Léopold Decourcelle se dit très surpris, « bousculé » par ces retours, d’autant que le festival de l'Offrande l'a encouragé à « lever toute suspicion sur ce qui s'est passé ». Il assure ne pas avoir reçu ce courrier. Sur la distance de sécurité, qui conditionne la prévention des risques auditifs, il affirme que « les 5 barges du tir de lancement des artifices étaient placées à 65 mètres de celle des musiciens alors que la distance réglementaire est de 50 mètres ».

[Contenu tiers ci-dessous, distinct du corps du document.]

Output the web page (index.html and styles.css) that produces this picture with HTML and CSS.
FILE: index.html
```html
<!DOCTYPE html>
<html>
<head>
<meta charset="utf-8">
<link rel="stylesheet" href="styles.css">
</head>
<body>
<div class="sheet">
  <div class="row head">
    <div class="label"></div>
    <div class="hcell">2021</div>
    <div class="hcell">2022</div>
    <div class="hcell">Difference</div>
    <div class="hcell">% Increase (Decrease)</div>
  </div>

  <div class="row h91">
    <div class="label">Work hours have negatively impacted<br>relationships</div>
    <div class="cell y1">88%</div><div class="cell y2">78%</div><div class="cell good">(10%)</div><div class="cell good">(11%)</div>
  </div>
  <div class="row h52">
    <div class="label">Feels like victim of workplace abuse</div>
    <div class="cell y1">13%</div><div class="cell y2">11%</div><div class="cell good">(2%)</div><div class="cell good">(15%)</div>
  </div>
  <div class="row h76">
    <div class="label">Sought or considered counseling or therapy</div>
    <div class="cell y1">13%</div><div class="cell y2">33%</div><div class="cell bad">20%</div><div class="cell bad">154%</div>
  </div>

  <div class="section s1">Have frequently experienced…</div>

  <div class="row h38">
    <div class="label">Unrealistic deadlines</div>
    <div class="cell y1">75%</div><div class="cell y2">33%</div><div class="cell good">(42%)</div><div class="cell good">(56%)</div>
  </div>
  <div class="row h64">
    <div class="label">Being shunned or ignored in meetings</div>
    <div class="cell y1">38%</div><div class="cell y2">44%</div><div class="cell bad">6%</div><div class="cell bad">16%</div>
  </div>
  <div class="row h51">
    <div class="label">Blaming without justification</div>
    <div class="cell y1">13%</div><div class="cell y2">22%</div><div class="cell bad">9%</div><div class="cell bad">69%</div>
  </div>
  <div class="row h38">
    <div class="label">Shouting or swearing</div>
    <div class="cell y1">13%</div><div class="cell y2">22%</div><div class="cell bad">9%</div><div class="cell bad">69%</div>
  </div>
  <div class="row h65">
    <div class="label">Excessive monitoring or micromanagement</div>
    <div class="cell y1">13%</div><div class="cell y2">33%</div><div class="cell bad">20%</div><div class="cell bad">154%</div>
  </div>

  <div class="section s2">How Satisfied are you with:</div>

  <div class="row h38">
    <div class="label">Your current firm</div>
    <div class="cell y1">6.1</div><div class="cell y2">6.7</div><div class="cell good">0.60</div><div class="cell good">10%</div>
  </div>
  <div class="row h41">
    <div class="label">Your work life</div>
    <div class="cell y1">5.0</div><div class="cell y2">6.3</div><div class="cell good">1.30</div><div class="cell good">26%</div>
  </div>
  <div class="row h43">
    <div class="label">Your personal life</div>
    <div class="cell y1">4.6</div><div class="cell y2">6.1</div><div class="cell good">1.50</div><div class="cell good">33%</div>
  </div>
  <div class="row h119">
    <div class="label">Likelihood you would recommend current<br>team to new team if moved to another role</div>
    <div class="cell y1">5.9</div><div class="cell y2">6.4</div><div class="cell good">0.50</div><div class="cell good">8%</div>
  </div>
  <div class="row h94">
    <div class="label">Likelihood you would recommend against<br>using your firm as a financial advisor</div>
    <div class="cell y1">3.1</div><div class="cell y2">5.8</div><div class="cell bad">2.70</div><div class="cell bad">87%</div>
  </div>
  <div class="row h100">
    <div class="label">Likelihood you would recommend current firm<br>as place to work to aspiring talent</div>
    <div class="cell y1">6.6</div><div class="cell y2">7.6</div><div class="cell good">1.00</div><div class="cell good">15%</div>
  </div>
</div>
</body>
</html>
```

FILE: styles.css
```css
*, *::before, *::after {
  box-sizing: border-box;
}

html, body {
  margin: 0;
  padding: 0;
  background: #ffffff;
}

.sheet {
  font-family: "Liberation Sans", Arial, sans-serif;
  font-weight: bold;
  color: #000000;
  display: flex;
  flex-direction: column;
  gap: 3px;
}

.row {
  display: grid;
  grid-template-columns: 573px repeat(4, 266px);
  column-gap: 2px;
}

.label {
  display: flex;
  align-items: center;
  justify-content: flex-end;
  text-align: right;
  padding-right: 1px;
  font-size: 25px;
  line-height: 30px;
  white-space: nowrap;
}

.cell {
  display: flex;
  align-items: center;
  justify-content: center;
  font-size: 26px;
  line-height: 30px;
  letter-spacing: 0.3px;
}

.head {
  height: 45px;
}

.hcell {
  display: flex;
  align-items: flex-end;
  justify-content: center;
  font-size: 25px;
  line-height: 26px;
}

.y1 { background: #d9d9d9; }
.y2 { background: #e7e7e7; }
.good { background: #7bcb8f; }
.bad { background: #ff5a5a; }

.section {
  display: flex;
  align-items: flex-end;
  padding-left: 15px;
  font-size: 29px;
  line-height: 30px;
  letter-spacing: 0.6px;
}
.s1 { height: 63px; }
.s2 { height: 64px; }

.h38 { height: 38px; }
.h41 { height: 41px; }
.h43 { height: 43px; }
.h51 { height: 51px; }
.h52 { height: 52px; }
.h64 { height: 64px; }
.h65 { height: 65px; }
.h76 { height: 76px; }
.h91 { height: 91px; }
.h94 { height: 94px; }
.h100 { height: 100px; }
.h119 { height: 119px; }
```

Et pour les effets de bombes ? « Le tir de lancement était placé à 145 mètres au lieu des 125 mètres réglementaires ». Pour lui, « aucune retombée de débris sur les musiciens », ni aucun incident dans le public signalé. Un déni de réalité ? Des membres du Concert d’Astrée le contredisent : « J’ai vu ce débris aux pieds de ma collègue et j’en ai reçu », dit l’un, étonné de cette assurance. Des photos ont été prises par l’ensemble. Pour un des musiciens, rompus à ces spectacles avec feux, « quand vous tirez sur l’eau, c’est un amplificateur. Et en plus entouré d’une chaîne de montagnes… C’était n’importe quoi. » Selon lui, l’artificier aurait averti de la configuration. Léopold Decourcelle assure même avoir envoyé à la cheffe d’orchestre les informations au mois de mai, avec les moments où le bruit serait plus intense : deux temps successifs de 2 minutes et 40 secondes, sur 19 minutes et 40 secondes de feu silencieux, dit-il.

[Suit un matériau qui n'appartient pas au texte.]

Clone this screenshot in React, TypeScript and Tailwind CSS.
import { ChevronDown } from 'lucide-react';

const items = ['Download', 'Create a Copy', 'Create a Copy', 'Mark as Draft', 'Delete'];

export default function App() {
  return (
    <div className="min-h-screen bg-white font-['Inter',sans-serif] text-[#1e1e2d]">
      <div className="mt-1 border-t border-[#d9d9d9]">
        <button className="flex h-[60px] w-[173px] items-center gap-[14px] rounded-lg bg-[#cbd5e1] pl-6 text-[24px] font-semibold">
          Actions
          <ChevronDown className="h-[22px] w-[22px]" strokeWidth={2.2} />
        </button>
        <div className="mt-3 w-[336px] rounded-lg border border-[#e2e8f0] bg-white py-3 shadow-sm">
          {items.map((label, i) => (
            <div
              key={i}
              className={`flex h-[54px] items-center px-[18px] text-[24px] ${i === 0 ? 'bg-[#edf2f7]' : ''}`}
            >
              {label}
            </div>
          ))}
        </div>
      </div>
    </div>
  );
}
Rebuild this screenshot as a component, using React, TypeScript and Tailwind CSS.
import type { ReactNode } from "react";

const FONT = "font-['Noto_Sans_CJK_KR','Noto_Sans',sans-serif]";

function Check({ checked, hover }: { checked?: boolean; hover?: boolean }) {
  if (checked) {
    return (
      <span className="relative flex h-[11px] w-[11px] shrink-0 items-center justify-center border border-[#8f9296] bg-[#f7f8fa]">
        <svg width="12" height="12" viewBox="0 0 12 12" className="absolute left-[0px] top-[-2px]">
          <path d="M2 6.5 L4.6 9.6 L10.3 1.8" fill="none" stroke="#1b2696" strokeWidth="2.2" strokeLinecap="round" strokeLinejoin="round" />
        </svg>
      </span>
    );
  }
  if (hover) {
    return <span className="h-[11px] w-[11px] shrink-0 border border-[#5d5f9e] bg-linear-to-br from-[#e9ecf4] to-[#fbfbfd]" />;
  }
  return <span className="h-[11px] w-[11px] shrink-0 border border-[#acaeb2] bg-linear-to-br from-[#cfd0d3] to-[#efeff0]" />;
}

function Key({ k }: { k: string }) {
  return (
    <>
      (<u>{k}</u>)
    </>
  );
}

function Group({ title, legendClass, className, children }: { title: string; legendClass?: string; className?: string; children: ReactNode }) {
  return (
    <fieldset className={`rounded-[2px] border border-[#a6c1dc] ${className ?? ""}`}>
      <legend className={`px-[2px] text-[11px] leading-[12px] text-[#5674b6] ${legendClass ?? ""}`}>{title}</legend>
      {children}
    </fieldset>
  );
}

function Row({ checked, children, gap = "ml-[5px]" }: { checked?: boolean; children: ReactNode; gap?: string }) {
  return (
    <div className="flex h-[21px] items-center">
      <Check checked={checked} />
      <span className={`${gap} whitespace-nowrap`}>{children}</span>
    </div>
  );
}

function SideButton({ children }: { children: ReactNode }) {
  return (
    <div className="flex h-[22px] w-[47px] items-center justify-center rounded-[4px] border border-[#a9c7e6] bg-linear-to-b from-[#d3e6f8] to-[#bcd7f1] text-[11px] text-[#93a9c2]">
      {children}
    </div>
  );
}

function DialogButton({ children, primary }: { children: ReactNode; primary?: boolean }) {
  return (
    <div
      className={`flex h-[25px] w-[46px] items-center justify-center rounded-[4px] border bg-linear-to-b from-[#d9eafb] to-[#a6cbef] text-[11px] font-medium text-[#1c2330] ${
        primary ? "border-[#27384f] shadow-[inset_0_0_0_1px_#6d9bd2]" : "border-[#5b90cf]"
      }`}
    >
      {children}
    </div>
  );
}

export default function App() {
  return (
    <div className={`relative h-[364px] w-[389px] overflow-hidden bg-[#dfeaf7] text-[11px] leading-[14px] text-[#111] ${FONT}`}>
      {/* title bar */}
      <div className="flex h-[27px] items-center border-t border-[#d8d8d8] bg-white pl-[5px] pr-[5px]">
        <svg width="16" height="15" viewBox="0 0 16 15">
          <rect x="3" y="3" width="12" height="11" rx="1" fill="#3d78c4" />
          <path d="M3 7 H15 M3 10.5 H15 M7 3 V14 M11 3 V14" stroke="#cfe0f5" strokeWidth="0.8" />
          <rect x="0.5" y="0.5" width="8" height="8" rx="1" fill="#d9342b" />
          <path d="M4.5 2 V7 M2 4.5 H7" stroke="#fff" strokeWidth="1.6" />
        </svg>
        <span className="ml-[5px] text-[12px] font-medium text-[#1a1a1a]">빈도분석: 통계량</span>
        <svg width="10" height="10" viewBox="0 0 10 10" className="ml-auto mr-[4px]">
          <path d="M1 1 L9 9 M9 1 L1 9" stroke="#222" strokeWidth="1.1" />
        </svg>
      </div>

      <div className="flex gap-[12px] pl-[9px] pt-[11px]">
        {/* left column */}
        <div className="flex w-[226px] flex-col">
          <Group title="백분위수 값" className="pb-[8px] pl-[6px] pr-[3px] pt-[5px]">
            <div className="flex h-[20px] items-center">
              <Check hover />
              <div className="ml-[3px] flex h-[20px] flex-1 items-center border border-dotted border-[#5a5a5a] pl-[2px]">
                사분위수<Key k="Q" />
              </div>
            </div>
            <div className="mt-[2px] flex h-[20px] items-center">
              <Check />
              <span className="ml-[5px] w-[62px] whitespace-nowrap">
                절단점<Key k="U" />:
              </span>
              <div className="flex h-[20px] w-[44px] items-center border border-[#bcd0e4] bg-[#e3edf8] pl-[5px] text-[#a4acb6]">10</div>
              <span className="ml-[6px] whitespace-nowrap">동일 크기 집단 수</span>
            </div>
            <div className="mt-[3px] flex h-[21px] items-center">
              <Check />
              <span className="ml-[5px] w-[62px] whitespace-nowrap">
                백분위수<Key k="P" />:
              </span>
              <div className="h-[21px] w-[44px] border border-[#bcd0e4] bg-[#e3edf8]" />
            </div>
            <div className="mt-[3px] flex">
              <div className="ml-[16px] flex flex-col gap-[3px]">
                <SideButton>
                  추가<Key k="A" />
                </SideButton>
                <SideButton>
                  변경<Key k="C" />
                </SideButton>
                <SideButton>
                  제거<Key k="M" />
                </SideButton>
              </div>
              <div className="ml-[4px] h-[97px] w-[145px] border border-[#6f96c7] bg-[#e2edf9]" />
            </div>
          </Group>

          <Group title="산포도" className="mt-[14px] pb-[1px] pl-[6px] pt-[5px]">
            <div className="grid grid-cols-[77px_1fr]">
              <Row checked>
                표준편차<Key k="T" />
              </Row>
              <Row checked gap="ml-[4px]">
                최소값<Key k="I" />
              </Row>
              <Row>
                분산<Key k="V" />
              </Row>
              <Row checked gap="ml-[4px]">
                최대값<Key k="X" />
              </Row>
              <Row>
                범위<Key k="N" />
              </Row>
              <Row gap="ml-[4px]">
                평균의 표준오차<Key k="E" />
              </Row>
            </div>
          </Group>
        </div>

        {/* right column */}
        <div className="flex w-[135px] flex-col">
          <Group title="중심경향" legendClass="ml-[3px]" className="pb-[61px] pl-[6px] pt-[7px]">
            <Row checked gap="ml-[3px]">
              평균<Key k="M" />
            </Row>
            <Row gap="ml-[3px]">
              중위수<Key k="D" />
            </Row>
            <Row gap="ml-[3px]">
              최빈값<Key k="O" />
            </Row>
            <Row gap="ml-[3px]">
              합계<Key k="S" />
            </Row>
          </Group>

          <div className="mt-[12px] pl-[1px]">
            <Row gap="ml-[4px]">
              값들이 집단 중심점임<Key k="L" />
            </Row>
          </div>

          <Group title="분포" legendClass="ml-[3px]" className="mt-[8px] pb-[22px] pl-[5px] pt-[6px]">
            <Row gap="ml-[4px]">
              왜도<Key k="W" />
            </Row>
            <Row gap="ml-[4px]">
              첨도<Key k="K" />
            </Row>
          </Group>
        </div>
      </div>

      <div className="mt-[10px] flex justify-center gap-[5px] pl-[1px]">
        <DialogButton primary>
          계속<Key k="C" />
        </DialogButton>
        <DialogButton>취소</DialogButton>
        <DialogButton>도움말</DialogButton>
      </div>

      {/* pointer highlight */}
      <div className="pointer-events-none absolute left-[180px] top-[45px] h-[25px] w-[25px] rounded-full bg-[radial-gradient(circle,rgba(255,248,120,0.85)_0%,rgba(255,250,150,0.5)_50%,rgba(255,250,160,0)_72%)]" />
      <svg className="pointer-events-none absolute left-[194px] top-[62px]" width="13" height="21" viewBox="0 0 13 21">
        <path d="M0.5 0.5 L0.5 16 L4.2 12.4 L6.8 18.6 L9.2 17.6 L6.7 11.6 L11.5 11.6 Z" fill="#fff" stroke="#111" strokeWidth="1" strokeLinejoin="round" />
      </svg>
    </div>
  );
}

L’orchestre ne nous a pas répondu sur d’éventuels griefs envoyés à l’artificier ou au festival. L’Offrande musicale n’a pas plus levé nos interrogations sur son plan de prévention et sur l'envoi du dossier de sécurité (plan de tir et dispositions pour limiter les risques) à la mairie et à la préfecture. Une préfecture, elle aussi, insensible à nos questions. Le choc du 13 juillet les a-t-il rendu sourds ?
Arzelle Caron et Jérôme Vallette
En partenariat avec La Lettre du Spectacle n°567
Légende photo : Capture d’écran d’une vidéo réalisée par un spectateur.
Crédit photo : D. R.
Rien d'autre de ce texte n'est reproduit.